I think all of us knew it was her final birthday, herself included, but I couldn't bear to think of it then. After being her favorite birthday present for so many years, how could I have imagined a birthday without her?
Now she’s gone and, of course, I miss her and what she said to me every September 8th. For the first several birthdays after she died, I didn’t want to celebrate. The other birthday girl wasn’t there.
But time and memory can re-ignite the imagination, often out of necessity. Now I can picture a special birthday card just for me. It’s from my mother. You can guess what it says.
Sunday, August 6, 2006
Deep in My Heart
Sappy, sentimental, maudlin, mawkish (I’m not sure of those last two words as I don’t think I’ve ever used them), that’s me. I can’t bear to throw away stuff and still regret tossing out old letters years ago.
So I’m glad I didn’t get rid of my Texas flag. Not that I don’t love my State, but it’s not Texas that attaches me to it. It’s my mother. She made it when I was twelve.
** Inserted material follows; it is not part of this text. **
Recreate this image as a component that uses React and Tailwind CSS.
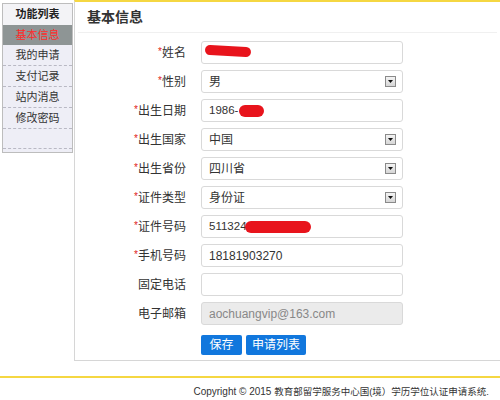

I’d volunteered to bring a flag to my geography class the next day. I was probably grandstanding, or maybe trying to ingratiate myself to a teacher who didn’t like me. And he really didn’t. After announcing that I would come up with a flag, I forgot about it.
Until 9:00 that night. As I was complaining about Mr. Reeves—the horrid teacher—one last time before bed, I suddenly remembered. Oh nooooooo!
Mother to the rescue. She asked how big it needed to be. Doesn’t matter, anything, whatever, I blubbered. She pulled out several scraps of fabric and, in ten minutes, I had my flag. Mr. Reeves was impressed.
Many years later, when she saw the flag framed on my wall, my mother said, “Well, I’d have made it look better if I’d known you were going to frame it.”
No, no, it was perfect. Still is.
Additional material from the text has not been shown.